-- Begin --

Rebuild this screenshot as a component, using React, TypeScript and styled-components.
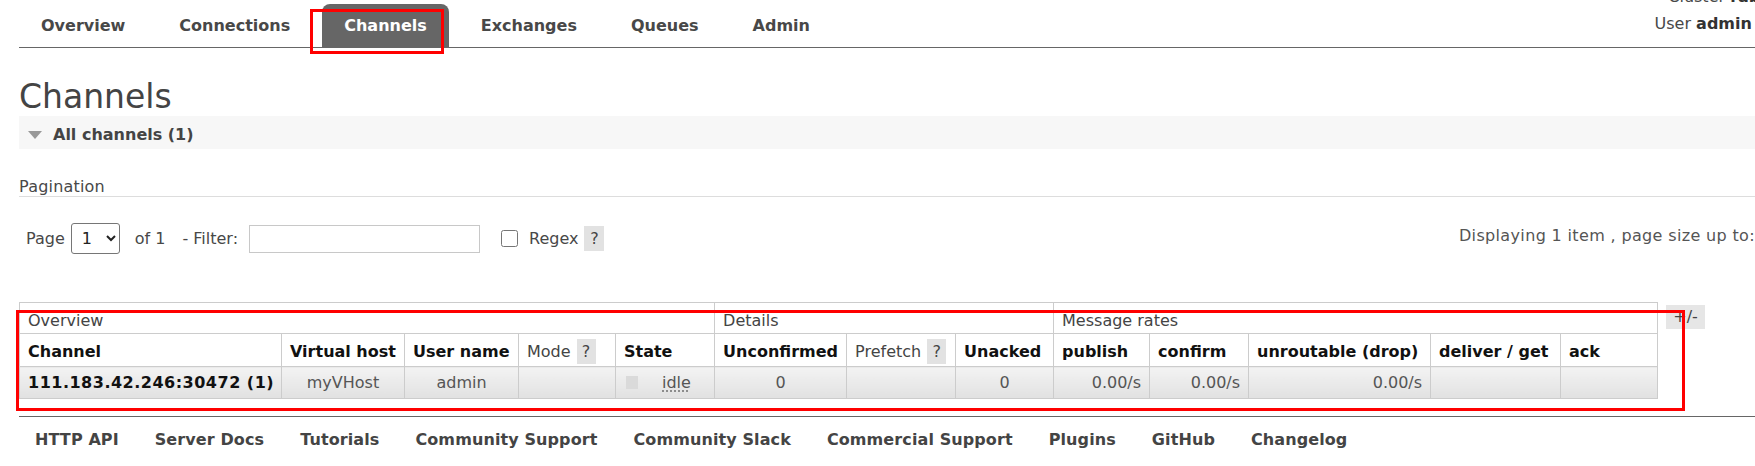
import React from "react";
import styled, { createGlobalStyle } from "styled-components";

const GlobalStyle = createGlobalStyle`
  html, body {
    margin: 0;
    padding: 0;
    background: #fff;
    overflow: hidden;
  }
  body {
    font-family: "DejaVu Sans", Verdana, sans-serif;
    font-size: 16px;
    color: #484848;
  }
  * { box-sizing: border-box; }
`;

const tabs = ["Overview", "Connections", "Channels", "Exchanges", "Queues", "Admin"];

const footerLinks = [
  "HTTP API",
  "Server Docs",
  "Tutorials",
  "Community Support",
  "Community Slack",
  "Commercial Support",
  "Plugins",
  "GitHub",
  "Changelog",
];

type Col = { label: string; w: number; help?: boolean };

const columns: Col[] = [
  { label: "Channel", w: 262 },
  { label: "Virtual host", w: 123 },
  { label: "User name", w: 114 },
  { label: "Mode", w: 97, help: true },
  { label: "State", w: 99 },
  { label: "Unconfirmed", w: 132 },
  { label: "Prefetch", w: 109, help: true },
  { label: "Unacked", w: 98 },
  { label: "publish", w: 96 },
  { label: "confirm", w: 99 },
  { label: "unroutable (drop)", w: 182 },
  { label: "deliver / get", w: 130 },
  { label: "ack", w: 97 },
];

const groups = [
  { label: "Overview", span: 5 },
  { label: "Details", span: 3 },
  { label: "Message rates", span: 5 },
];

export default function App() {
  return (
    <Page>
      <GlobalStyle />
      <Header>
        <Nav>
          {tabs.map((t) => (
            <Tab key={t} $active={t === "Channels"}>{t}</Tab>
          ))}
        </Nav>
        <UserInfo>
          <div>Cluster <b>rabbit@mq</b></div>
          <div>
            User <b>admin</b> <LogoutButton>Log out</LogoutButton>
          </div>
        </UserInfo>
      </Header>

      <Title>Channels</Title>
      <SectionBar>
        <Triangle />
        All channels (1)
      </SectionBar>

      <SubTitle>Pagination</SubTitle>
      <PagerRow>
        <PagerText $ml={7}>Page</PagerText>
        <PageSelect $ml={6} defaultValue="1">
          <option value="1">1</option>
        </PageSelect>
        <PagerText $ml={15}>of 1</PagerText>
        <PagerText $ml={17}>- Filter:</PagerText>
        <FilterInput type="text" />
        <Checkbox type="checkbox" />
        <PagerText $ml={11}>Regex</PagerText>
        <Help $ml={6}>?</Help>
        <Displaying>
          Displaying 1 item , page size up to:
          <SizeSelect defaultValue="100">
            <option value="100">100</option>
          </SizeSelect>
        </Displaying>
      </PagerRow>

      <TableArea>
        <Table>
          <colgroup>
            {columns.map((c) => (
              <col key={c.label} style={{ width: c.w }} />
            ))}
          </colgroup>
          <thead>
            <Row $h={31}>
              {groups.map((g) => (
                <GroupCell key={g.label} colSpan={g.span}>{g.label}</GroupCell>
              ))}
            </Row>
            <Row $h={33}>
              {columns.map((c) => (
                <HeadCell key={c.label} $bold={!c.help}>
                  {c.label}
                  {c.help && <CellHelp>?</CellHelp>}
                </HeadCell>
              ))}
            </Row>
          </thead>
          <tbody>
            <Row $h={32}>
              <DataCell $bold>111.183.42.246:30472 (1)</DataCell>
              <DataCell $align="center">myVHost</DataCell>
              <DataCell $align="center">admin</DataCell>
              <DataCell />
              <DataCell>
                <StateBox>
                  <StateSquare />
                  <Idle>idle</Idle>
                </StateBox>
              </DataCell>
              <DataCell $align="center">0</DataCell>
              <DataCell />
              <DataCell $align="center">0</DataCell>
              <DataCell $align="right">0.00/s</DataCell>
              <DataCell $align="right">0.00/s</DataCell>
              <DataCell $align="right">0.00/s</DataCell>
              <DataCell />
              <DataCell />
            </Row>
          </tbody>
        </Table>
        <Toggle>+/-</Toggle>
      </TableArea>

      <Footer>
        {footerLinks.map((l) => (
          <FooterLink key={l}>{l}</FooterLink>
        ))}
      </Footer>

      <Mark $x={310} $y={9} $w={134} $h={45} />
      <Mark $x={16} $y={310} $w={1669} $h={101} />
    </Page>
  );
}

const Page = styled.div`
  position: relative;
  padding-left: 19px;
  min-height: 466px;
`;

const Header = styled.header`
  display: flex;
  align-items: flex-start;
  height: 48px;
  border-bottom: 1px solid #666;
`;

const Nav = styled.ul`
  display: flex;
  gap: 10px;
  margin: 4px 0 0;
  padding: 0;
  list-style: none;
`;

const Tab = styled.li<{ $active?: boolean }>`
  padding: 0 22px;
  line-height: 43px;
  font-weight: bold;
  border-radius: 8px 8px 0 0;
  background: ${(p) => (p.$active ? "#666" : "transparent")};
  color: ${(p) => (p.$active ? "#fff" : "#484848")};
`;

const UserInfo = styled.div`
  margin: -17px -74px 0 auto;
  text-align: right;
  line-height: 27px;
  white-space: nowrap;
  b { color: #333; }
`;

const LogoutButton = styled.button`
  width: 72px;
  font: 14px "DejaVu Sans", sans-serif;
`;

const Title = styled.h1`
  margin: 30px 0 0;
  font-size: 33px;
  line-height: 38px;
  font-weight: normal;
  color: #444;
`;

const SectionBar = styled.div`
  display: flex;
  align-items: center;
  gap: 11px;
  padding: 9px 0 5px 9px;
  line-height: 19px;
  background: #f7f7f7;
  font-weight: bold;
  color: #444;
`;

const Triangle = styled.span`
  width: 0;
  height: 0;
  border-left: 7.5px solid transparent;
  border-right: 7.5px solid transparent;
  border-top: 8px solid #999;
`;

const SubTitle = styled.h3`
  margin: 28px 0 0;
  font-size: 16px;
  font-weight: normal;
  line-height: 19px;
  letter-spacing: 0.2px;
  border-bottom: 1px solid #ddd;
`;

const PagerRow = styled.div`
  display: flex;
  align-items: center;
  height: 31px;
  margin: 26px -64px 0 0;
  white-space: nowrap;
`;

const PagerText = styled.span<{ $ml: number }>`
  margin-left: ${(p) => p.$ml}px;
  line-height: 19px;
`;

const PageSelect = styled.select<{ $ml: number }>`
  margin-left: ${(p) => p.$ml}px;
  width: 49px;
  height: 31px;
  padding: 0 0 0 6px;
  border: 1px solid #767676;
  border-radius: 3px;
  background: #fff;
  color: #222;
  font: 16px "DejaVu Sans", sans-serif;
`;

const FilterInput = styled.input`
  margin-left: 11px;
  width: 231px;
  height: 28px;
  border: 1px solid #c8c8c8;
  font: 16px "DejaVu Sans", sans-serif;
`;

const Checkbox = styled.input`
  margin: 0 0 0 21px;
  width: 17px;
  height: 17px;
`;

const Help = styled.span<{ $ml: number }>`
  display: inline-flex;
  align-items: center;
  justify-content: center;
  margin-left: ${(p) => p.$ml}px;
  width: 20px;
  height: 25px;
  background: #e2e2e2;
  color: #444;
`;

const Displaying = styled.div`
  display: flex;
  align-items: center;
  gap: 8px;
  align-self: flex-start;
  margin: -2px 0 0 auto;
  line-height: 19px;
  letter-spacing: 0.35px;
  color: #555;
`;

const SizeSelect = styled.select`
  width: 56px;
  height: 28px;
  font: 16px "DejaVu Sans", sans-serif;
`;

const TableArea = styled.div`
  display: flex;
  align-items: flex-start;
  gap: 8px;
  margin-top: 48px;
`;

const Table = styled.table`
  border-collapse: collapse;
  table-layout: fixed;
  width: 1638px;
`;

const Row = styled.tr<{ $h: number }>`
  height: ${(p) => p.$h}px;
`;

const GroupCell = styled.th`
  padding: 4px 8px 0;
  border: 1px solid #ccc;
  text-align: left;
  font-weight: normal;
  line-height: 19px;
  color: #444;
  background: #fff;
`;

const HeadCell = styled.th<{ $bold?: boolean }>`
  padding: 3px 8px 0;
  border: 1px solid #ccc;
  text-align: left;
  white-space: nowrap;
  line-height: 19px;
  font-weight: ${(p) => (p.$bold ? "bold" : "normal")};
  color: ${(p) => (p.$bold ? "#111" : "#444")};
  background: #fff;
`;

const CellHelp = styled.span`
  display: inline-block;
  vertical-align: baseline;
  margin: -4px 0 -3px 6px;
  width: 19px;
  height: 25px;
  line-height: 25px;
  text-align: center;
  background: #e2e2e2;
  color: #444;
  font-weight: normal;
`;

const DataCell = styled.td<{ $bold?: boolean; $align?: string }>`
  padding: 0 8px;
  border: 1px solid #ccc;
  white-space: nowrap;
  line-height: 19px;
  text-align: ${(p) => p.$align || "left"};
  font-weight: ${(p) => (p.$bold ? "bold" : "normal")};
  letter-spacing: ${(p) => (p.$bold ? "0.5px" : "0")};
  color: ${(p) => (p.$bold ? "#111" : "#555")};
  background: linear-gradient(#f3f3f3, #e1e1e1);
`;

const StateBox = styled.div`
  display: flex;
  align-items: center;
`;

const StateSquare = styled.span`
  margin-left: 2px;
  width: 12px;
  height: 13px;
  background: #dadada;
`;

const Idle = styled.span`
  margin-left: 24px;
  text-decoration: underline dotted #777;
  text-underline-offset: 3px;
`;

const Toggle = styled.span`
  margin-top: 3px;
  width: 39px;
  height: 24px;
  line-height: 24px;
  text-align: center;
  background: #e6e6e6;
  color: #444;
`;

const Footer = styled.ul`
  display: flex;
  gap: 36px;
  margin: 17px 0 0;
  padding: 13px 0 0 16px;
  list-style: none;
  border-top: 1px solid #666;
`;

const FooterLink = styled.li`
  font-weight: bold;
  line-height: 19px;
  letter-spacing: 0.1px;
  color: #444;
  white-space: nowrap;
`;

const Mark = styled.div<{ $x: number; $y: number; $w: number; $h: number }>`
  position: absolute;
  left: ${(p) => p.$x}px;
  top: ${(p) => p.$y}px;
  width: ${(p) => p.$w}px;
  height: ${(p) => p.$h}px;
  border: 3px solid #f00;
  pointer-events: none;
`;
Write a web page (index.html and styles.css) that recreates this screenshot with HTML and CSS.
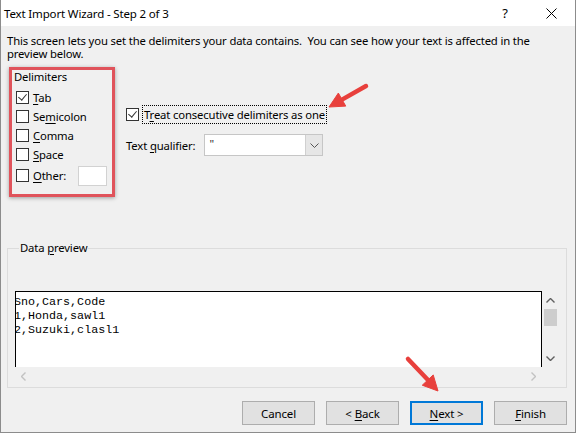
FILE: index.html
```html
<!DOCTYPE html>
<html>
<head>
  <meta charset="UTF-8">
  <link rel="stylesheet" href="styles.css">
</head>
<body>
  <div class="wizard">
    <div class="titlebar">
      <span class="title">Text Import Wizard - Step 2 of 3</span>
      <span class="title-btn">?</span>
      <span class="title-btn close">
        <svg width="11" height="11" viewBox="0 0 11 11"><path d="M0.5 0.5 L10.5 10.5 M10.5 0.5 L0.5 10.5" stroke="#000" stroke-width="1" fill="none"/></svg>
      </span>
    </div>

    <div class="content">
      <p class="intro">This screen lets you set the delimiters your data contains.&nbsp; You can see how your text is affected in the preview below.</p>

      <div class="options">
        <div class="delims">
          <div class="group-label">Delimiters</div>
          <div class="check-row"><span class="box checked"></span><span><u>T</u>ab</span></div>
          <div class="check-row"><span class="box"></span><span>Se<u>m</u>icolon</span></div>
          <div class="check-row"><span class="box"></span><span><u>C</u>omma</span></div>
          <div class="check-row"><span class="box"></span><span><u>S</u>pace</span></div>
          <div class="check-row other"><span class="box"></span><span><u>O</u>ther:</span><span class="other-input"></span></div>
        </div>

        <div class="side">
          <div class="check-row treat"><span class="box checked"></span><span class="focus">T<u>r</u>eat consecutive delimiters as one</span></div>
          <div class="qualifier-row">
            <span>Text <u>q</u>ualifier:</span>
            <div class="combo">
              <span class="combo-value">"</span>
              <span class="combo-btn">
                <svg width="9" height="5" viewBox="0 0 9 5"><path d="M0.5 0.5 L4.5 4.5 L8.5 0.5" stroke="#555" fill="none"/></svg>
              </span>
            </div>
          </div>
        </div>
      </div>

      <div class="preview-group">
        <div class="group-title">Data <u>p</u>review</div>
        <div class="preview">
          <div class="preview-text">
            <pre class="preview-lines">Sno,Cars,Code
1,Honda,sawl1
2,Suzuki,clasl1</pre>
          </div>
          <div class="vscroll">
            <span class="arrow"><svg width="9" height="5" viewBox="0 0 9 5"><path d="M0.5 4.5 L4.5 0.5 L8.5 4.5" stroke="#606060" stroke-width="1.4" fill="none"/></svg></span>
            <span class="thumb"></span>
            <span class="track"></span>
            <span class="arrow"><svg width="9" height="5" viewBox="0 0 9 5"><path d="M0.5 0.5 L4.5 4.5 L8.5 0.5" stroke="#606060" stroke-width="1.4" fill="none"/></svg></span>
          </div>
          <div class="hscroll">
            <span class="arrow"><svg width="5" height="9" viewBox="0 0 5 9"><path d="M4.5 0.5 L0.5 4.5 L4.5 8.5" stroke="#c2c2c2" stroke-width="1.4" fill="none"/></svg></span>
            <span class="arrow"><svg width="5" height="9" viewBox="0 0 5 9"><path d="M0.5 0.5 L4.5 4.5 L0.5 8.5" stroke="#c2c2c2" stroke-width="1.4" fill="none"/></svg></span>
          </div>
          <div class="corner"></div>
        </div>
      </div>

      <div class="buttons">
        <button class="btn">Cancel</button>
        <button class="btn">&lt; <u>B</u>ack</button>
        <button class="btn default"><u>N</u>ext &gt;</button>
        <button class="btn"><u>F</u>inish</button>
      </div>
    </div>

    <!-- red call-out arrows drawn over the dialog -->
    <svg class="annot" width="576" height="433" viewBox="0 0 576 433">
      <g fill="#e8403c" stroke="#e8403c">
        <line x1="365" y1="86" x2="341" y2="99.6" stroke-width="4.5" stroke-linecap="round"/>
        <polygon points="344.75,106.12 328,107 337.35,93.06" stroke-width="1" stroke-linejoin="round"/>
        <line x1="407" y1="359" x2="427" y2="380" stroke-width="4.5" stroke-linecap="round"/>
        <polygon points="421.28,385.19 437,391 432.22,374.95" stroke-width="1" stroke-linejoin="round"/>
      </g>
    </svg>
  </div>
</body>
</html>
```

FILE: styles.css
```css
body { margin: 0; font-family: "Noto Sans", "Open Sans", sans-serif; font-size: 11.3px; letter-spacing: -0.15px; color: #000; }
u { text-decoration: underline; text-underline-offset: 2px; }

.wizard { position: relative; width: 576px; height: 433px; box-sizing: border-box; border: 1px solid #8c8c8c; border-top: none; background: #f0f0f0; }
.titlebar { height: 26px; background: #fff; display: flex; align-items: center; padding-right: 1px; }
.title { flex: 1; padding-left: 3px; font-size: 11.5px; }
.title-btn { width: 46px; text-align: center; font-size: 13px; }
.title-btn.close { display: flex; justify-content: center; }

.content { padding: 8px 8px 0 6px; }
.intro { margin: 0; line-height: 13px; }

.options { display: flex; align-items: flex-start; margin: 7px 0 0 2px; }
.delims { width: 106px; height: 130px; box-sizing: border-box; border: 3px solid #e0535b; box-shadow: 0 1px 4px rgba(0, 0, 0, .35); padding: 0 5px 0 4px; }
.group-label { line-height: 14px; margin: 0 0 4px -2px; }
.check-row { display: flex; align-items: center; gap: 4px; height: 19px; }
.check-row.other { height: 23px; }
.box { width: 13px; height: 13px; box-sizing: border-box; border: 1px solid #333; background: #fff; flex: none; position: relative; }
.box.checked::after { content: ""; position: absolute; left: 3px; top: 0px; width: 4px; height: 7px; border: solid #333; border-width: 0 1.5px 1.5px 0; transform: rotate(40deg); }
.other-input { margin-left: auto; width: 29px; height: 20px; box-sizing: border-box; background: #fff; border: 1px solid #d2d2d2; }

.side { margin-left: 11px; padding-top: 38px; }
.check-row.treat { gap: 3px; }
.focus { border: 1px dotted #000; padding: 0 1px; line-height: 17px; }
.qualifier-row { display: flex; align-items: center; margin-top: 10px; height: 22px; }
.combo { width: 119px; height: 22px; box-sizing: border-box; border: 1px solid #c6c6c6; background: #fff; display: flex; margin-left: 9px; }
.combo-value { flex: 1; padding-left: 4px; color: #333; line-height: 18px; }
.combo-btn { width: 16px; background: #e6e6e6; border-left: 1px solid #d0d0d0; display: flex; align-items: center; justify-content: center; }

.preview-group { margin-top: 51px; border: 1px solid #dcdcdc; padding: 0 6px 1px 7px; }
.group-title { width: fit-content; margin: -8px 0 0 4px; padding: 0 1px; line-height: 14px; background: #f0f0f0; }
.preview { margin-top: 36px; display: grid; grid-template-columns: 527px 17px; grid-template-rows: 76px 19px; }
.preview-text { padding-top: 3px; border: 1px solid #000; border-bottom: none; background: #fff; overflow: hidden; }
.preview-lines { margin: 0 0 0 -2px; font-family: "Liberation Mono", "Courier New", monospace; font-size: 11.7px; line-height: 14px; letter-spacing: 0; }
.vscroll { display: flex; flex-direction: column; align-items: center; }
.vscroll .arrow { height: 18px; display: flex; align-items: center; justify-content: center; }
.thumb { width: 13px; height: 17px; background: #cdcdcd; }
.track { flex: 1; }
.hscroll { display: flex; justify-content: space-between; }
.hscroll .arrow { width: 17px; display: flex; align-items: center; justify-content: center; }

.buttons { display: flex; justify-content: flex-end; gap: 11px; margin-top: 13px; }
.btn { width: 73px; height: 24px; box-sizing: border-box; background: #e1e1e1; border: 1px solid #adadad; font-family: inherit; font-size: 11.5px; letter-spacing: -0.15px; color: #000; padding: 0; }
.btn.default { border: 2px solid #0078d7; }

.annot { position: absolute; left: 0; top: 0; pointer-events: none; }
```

-- End --

EXERCISE TASK: Repeat only the lines between the top of the entries above and the line containing "string; w: number;", both ends included, without the pictures.

EXERCISE RESULT:
Rebuild this screenshot as a component, using React, TypeScript and styled-components.
import React from "react";
import styled, { createGlobalStyle } from "styled-components";

const GlobalStyle = createGlobalStyle`
  html, body {
    margin: 0;
    padding: 0;
    background: #fff;
    overflow: hidden;
  }
  body {
    font-family: "DejaVu Sans", Verdana, sans-serif;
    font-size: 16px;
    color: #484848;
  }
  * { box-sizing: border-box; }
`;

const tabs = ["Overview", "Connections", "Channels", "Exchanges", "Queues", "Admin"];

const footerLinks = [
  "HTTP API",
  "Server Docs",
  "Tutorials",
  "Community Support",
  "Community Slack",
  "Commercial Support",
  "Plugins",
  "GitHub",
  "Changelog",
];

type Col = { label: string; w: number; help?: boolean };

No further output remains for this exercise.